Cosmological Natural Selection is his contribution, developed in the late 1980s and published in 1992. None of the predictions he made back then have yet been falsified so he is encouraged to continue on this track. As the name suggests, Cosmological Natural Selection asserts that laws evolve over time. He attributes his breakthrough in thinking in this area to discussions and collaborations with Brazilian philosopher Roberto Mangabeira Unger. Although I find Unger next to impossible to read, he gave an interesting talk at the Centre for International Governance Innovation in Waterloo a few years ago and Smolin’s paraphrases are helpful. A key contribution to this discussion is Unger’s observation that if time is real, then nothing lasts forever (except perhaps time itself?), not even the laws of physics.

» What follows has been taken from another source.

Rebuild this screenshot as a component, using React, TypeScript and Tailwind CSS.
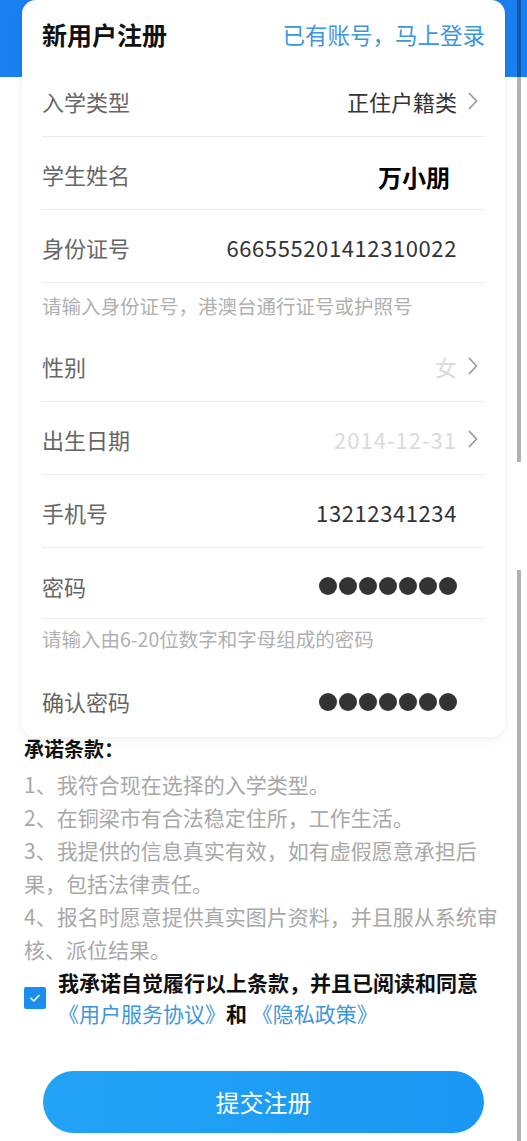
import clsx from 'clsx';

const Chevron = () => (
  <svg width="10" height="18" viewBox="0 0 10 18" fill="none">
    <path d="M1.5 1.5L8.5 9L1.5 16.5" stroke="#9a9a9a" strokeWidth="1.8" strokeLinecap="round" strokeLinejoin="round" />
  </svg>
);

const Dots = () => (
  <div className="flex gap-[2px]">
    {[0, 1, 2, 3, 4, 5, 6].map(i => (
      <span key={i} className="w-[18px] h-[18px] rounded-full bg-[#333]" />
    ))}
  </div>
);

const Row = ({ label, children, chevron, divider = true }: { label: string; children?: any; chevron?: boolean; divider?: boolean }) => (
  <div className={clsx('flex items-center h-[73px] pt-[2px]', divider && 'border-b border-[#ececec]')}>
    <span className="text-[22px] text-[#666] shrink-0">{label}</span>
    <div className="flex-1 flex justify-end items-center">{children}</div>
    <div className="w-[28px] flex justify-end pr-[7px]">{chevron && <Chevron />}</div>
  </div>
);

const terms = [
  '1、我符合现在选择的入学类型。',
  '2、在铜梁市有合法稳定住所，工作生活。',
  '3、我提供的信息真实有效，如有虚假愿意承担后果，包括法律责任。',
  '4、报名时愿意提供真实图片资料，并且服从系统审核、派位结果。',
];

export default function App() {
  return (
    <div className="relative min-h-[1141px] bg-[linear-gradient(to_bottom,#1a7ff0_77px,#ffffff_77px)] font-['Noto_Sans_CJK_SC',sans-serif] pb-[6px]">
      {/* form card */}
      <div className="mx-[22px] bg-white rounded-[14px] shadow-[0_2px_10px_rgba(0,0,0,0.07)] px-[20px]">
        <div className="flex items-center justify-between h-[64px] pt-[6px]">
          <h1 className="text-[25px] font-bold text-[#111]">新用户注册</h1>
          <a className="text-[22.5px] text-[#3d96dc]">已有账号，马上登录</a>
        </div>

        <Row label="入学类型" chevron>
          <span className="text-[22px] text-[#333]">正住户籍类</span>
        </Row>
        <Row label="学生姓名">
          <span className="text-[24px] font-bold text-black mr-[7px] mt-[6px]">万小朋</span>
        </Row>
        <Row label="身份证号">
          <span className="text-[22px] text-[#333] tracking-[0.6px]">666555201412310022</span>
        </Row>
        <div className="h-[46px] pt-[11px] text-[19.5px] leading-[24px] text-[#b0b0b0]">
          请输入身份证号，港澳台通行证号或护照号
        </div>
        <Row label="性别" chevron>
          <span className="text-[22px] text-[#dadada]">女</span>
        </Row>
        <Row label="出生日期" chevron>
          <span className="text-[22px] text-[#dadada] tracking-[1px]">2014-12-31</span>
        </Row>
        <Row label="手机号">
          <span className="text-[22px] text-[#333] tracking-[0.6px]">13212341234</span>
        </Row>
        <div className="flex items-center h-[71px] pt-[6px] border-b border-[#ececec]">
          <span className="text-[22px] text-[#666] shrink-0">密码</span>
          <div className="flex-1 flex justify-end items-center pr-[28px]">
            <Dots />
          </div>
        </div>
        <div className="h-[45px] pt-[8px] text-[19.5px] leading-[24px] text-[#b0b0b0]">
          请输入由6-20位数字和字母组成的密码
        </div>
        <Row label="确认密码" divider={false}>
          <Dots />
        </Row>
      </div>

      {/* terms */}
      <div className="px-[24px] -mt-[2px]">
        <h2 className="text-[20px] leading-[28px] font-bold text-[#111]">承诺条款：</h2>
        <div className="mt-[5px] text-[21px] leading-[33px] text-[#a8a8a8]">
          {terms.map(t => (
            <p key={t}>{t}</p>
          ))}
        </div>

        <label className="mt-[1px] flex items-center gap-[12px]">
          <span className="w-[22px] h-[22px] shrink-0 rounded-[2px] bg-[#1a8ff0] flex items-center justify-center">
            <svg width="14" height="14" viewBox="0 0 14 14" fill="none">
              <path d="M3 7.2L5.8 10L11 4.5" stroke="#fff" strokeWidth="1.6" strokeLinecap="round" strokeLinejoin="round" />
            </svg>
          </span>
          <span className="text-[21px] leading-[31px] font-bold text-[#111]">
            我承诺自觉履行以上条款，并且已阅读和同意
            <br />
            <a className="font-normal text-[#3d96dc]">《用户服务协议》</a>和 <a className="font-normal text-[#3d96dc]">《隐私政策》</a>
          </span>
        </label>
      </div>

      <div className="px-[43px] mt-[42px]">
        <button className="w-full h-[62px] rounded-full bg-[linear-gradient(to_right,#22a3f6,#1a97f3)] text-white text-[24px]">
          提交注册
        </button>
      </div>

      {/* scroll indicator */}
      <div className="absolute right-[6px] top-0 h-[462px] w-[4px] bg-black/30" />
      <div className="absolute right-[6px] top-[570px] bottom-0 w-[4px] bg-black/30" />
    </div>
  );
}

Smolin also sent me back to reading Charles Sanders Peirce, something I hadn’t done for awhile but once was immersed in, having spent many hours in the Houghton Library at Harvard proof-reading his then-unpublished papers. Charlie, as we used to call him over drinks at the end of the day, wrote in 1891:
To suppose universal laws of nature capable of being apprehended by the mind and yet having no reason for their special forms, but standing inexplicable and irrational, is hardly a justifiable position. Uniformities are precisely the sort of facts that need to be accounted for … Law is par excellence the thing that wants a reason.
Now the only possible way of accounting for the laws of nature and for uniformity in general is to suppose them results of evolution.”

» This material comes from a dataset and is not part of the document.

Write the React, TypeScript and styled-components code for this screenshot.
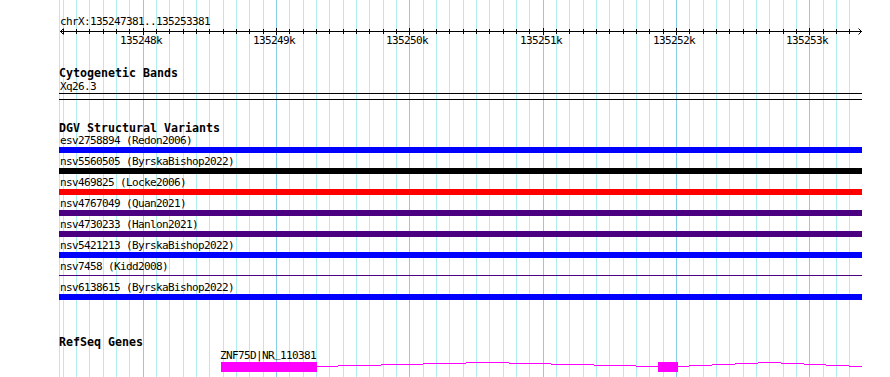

The universe we can observe has a history of evolving from the simple to the complex. And since complexity is improbable as a starting point–nothing jumps from the simple to the very complex without going through a series of small steps–it implies a sequence occurring over time. Cosmological Natural Selection, based on the methods of population biology, explains the increasing complexity of the universe over time and appears to offer a genuine explanation for why the parameters of the Standard Model appear to be tuned for a universe that is filled with long-lived stars that over time have enriched the universe with carbon, oxygen and other elements needed for the chemical complexity our universe exhibits. And as a bonus, the explanation involves maximizing the production of black holes, a consequence of which is to make our universe hospitable to life. That’s a reassuringly long way away from the anthropic principle.
All the arguments of Time Reborn point toward an unknown cosmological theory, one that is deeper than quantum mechanics, one that will be easier to make sense of.
Reading Time Reborn is a bit like reading a detective story. I found myself getting excited about what would come next. Smolin believes that all previous theories, while making enormous contributions in many cases, don’t qualify as a fundamental theory of everything. He advocates a “clean break” to allow for a theory that generates genuine physical predictions for cosmological observations. In other words, progress requires a revolution. Would Smolin conclude that a theory of everything is possible? Would he claim to have found it?? The answers are, respectively, “maybe” and “not yet.”
Smolin was in Guelph on November 8, 2013, giving the Guelph Lecture – On Being Canadian. www.eramosa.org He has said he thinks science is not so much a method as an ethic, a statement that becomes clearer the more you read of his work or listen to his talks. http://streamer2.perimeterinstitute.ca/mp3/13040103.mp3 He connects his physics to his thinking in other fields as well, discussing economics and democracy and issues of concern for individuals. For example, he has said that his work has him asking such questions as: “Does the amount of freedom we have change as we get older?” The answer will be interesting–and the sense of the universe shifting with this new thinking is most interesting of all.